We sat for a while. Didn't say a thing. Just watched the river and listened to bird song, lost in our thoughts. Emil'd go quiet once in a while but it wasn't his style. After a few minutes it was time to egg him on,
"So what's on your mind?"
"You Archie. That and your draft situation. Can't leave it alone. I get started on it then drift off into my time in the war. Spent better than two years in the Army and the last twenty reliving it in my thoughts and dreams. Ask Ted, he'll tell you the same. Probably shouldn't have gone in. But I didn't know that 'til after. War changes a man and rarely for the better. Changes him deep inside, so deep you don't notice it for a while. The crap you have to go through isn't something you want to dwell on so you cram it down where it can't get at you and move on to the next hill, then the next beach. During the day it's not so bad but at night, in your sleep when your guard is down, it all comes back. It was bad for a few years. Nightmares about being trapped in the war. Then trapped in the Army waiting for my discharge that never seemed to come down. In these last few years, the dreams have grown farther and farther apart. Haven't had one since we've been up here."
"Anyhow, all that has me thinking of you. Odds are pretty good you'll end up in Vietnam in a war that makes no sense I can see. There's an old saw about not getting involved in a land war in Asia. It's kind of a joke these days but nowhere near as funny as that domino theory malarky the government is spouting. Leave 'em alone is what I say. There's nothing to gain. But we won't and young men like you'll end up in jungles and rice paddies fighting an army that has home field advantage. From what I know of you, you'll clear up your mess with the draft and find yourself in a bigger mess. Such is life. About the only advice I have is to do what you feel you have to do. For better or worse. Amen."
Sure brightened my day. And for the moment made school look a lot better. Didn't need a conscience with an uncle like Emil. He was becoming as ingrained as a father. Though I knew he meant well and no doubt was right, I was starting to hope he'd leave my issues with the Army alone. After all it was my problem not his.
We sat. Quiet. But not in my head. Three or four voices were going at it in there. I was mad at Emil for not leaving me alone. I was mad at myself for putting myself in the spot I was in. I was mad at the world for giving me the chance to screw up big time. And all three of them were pointing their collective fingers at me and going, "Nyah-nyah-nya-nyah-nyah." So I tried to pass the buck,
"If it was as bad as you say it was how come you and Ted never talk about it when you're together. Seems to me that's what old guys who were in the war do."

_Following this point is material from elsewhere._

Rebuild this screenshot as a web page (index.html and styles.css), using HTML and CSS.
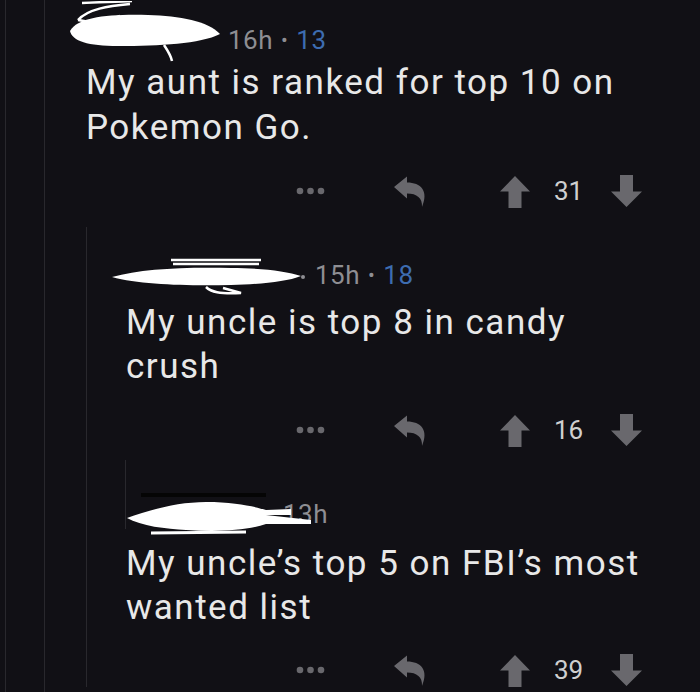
FILE: index.html
```
<!DOCTYPE html>
<html lang="en">
<head>
    <meta charset="UTF-8">
    <meta name="viewport" content="width=device-width, initial-scale=1.0">
    <title>Comment thread</title>
    <link rel="stylesheet" href="styles.css">
</head>
<body>
    <div class="thread">
        <div class="rail">
            <div class="comment first">
                <div class="meta">
                    <span class="user u1">
                        <svg class="redact" width="160" height="62" viewBox="0 0 160 62">
                            <path d="M2 30 C10 16 40 13 80 14 C112 15 140 20 152 33 C132 43 92 45 50 45 C20 45 4 40 2 30 Z" fill="#fff"/>
                            <path d="M10 19 C20 8 40 5 62 3 M10 19 C24 22 40 20 52 15 M14 2 C30 1 50 1 64 0" stroke="#fff" stroke-width="2.5" fill="none"/>
                            <path d="M96 44 C100 50 103 55 104 60" stroke="#fff" stroke-width="2.5" fill="none"/>
                        </svg>
                    </span>
                    <span class="time">16h</span>
                    <span class="dot">&bull;</span>
                    <span class="score">13</span>
                </div>
                <p class="body">My aunt is ranked for top 10 on<br>Pokemon Go.</p>
                <div class="actions">
                    <svg class="more" width="29" height="8" viewBox="0 0 29 8"><circle cx="4" cy="4" r="3.3"/><circle cx="14.5" cy="4" r="3.3"/><circle cx="25" cy="4" r="3.3"/></svg>
                    <svg class="reply" width="36" height="33" viewBox="0 0 36 33"><path d="M1 12 L14 1.5 L14 7.5 C28 7.5 36 16 29 32 C29.5 23 24 18.5 14 18.5 L14 23.5 Z"/></svg>
                    <svg class="up" width="32" height="33" viewBox="0 0 32 33"><path d="M16 1 L31 16.5 L22.5 16.5 L22.5 33 L9.5 33 L9.5 16.5 L1 16.5 Z"/></svg>
                    <span class="votes">31</span>
                    <svg class="down" width="33" height="33" viewBox="0 0 33 33"><path d="M10 0 L23 0 L23 16.5 L32 16.5 L16.5 32 L1 16.5 L10 16.5 Z"/></svg>
                </div>

                <div class="replies">
                    <div class="comment second">
                        <div class="meta">
                            <span class="user u2">
                                <svg class="redact" width="196" height="40" viewBox="0 0 196 40">
                                    <path d="M1 20 C30 12 70 10 120 11 C150 11 175 14 190 19 C175 25 150 27 120 28 C80 29 30 28 1 20 Z" fill="#fff"/>
                                    <path d="M60 3 L150 3 M62 7 L148 7" stroke="#fff" stroke-width="2.5"/>
                                    <path d="M95 30 C100 35 108 37 130 36 L112 31" stroke="#fff" stroke-width="2.5" fill="none"/>
                                    <circle cx="192" cy="20" r="2" fill="#8e8e93"/>
                                </svg>
                            </span>
                            <span class="time">15h</span>
                            <span class="dot">&bull;</span>
                            <span class="score">18</span>
                        </div>
                        <p class="body">My uncle is top 8 in candy<br>crush</p>
                        <div class="actions">
                            <svg class="more" width="29" height="8" viewBox="0 0 29 8"><circle cx="4" cy="4" r="3.3"/><circle cx="14.5" cy="4" r="3.3"/><circle cx="25" cy="4" r="3.3"/></svg>
                            <svg class="reply" width="36" height="33" viewBox="0 0 36 33"><path d="M1 12 L14 1.5 L14 7.5 C28 7.5 36 16 29 32 C29.5 23 24 18.5 14 18.5 L14 23.5 Z"/></svg>
                            <svg class="up" width="32" height="33" viewBox="0 0 32 33"><path d="M16 1 L31 16.5 L22.5 16.5 L22.5 33 L9.5 33 L9.5 16.5 L1 16.5 Z"/></svg>
                            <span class="votes">16</span>
                            <svg class="down" width="33" height="33" viewBox="0 0 33 33"><path d="M10 0 L23 0 L23 16.5 L32 16.5 L16.5 32 L1 16.5 L10 16.5 Z"/></svg>
                        </div>
                    </div>

                    <div class="comment third">
                        <div class="collapsed-head">
                            <div class="meta">
                                <span class="user u3">
                                    <svg class="redact" width="190" height="46" viewBox="0 0 190 46">
                                        <path d="M15 2 L140 2" stroke="#050505" stroke-width="4"/>
                                        <path d="M1 25 C20 18 50 9 80 9 C110 9 130 14 140 17 L165 16 L165 22 L140 22 L185 27 L185 31 L140 31 C120 38 90 39 60 37 C40 36 15 33 1 25 Z" fill="#fff"/>
                                        <path d="M25 40 L120 39" stroke="#fff" stroke-width="3"/>
                                    </svg>
                                </span>
                                <span class="time">13h</span>
                            </div>
                        </div>
                        <p class="body">My uncle’s top 5 on FBI’s most<br>wanted list</p>
                        <div class="actions">
                            <svg class="more" width="29" height="8" viewBox="0 0 29 8"><circle cx="4" cy="4" r="3.3"/><circle cx="14.5" cy="4" r="3.3"/><circle cx="25" cy="4" r="3.3"/></svg>
                            <svg class="reply" width="36" height="33" viewBox="0 0 36 33"><path d="M1 12 L14 1.5 L14 7.5 C28 7.5 36 16 29 32 C29.5 23 24 18.5 14 18.5 L14 23.5 Z"/></svg>
                            <svg class="up" width="32" height="33" viewBox="0 0 32 33"><path d="M16 1 L31 16.5 L22.5 16.5 L22.5 33 L9.5 33 L9.5 16.5 L1 16.5 Z"/></svg>
                            <span class="votes">39</span>
                            <svg class="down" width="33" height="33" viewBox="0 0 33 33"><path d="M10 0 L23 0 L23 16.5 L32 16.5 L16.5 32 L1 16.5 L10 16.5 Z"/></svg>
                        </div>
                    </div>
                </div>
            </div>
        </div>
    </div>
</body>
</html>
```

FILE: styles.css
```
:root {
    --bg-color: #111015;
    --rail-color: #29282d;
    --text-color: #e8e8e8;
    --meta-color: #8e8e93;
    --score-color: #3d6cb0;
    --icon-color: #69686d;
    --votes-color: #cfcfcf;
}

html, body {
    margin: 0;
    height: 100%;
}

body {
    font-family: Roboto, "Liberation Sans", sans-serif;
    background-color: var(--bg-color);
    color: var(--text-color);
    overflow: hidden;
}

.thread {
    margin-left: 5px;
    min-height: 100%;
    border-left: 1px solid var(--rail-color);
    padding-left: 38px;
    box-sizing: border-box;
}

.rail {
    min-height: 692px;
    border-left: 1px solid var(--rail-color);
    padding-left: 40px;
}

.comment.first {
    padding-top: 25px;
    padding-left: 1px;
}

.meta {
    display: flex;
    align-items: center;
    height: 30px;
    font-size: 26px;
    letter-spacing: 0.5px;
    color: var(--meta-color);
}

.user {
    position: relative;
    display: inline-block;
    height: 30px;
    margin-right: 6px;
}

.redact {
    position: absolute;
}

.u1 { width: 136px; }
.u1 .redact { left: -18px; top: -24px; }

.u2 { width: 183px; }
.u2 .redact { left: -15px; top: -3px; }

.u3 { width: 153px; margin-right: 4px; }
.u3 .redact { left: 0; top: -6px; }

.dot {
    font-size: 20px;
    margin: 0 8px;
}

.score {
    color: var(--score-color);
}

.body {
    margin: 5px 0 0 0;
    font-size: 35px;
    line-height: 45px;
    letter-spacing: 1.5px;
    white-space: nowrap;
}

.actions {
    display: flex;
    align-items: center;
    justify-content: flex-end;
    height: 34px;
    margin-top: 24px;
    padding-right: 57px;
}

.actions svg {
    fill: var(--icon-color);
    flex-shrink: 0;
}

.more { margin-right: 68px; }
.reply { margin-right: 70px; }
.up { margin-right: 23px; }

.votes {
    width: 32px;
    margin-right: 24px;
    font-size: 26px;
    color: var(--votes-color);
}

.replies {
    margin-top: 19px;
    border-left: 1px solid var(--rail-color);
    padding-left: 39px;
}

.comment.second {
    padding-top: 33px;
}

.comment.second .body {
    margin-top: 11px;
    line-height: 44px;
}

.comment.third {
    padding-top: 13px;
}

.collapsed-head {
    margin-left: -1px;
    padding-top: 39px;
    border-left: 1px solid var(--rail-color);
}

.comment.third .body {
    margin-top: 13px;
    line-height: 44px;
}

.comment.third .actions {
    margin-top: 23px;
}
```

Emil was quiet for a long time. Stared off at the stream. Turned to me, "Archie me lad, Ted knows what it was like and knows I do too. That's enough. There's nothing to talk about. Simple as that. This is how it goes, I have no interest in talking about being in combat with those who weren't there. They wouldn't understand. And there's no need to bring it up with those who were. As for the old guys who gas about the war and all its glory, most of them piloted desks in Omaha. Might be wrong about that but I don't think so."
"That's about all I have to say about that. 'Bout the only thing I know for certain is the sun'll come up tomorrow and there'll be an unfinished roof waitin' on us."
We went to bed early that evening. It'd been a cool and threatening since lunch, not unusual in the north country. Up in the Arrowhead it can frost on the Fourth of July and snow on Labor Day. Neither for us that night but about the time my toes started to warm in the sleeping bag the first raindrops fell on the tent roof. Good sleeping weather. Not so good for building.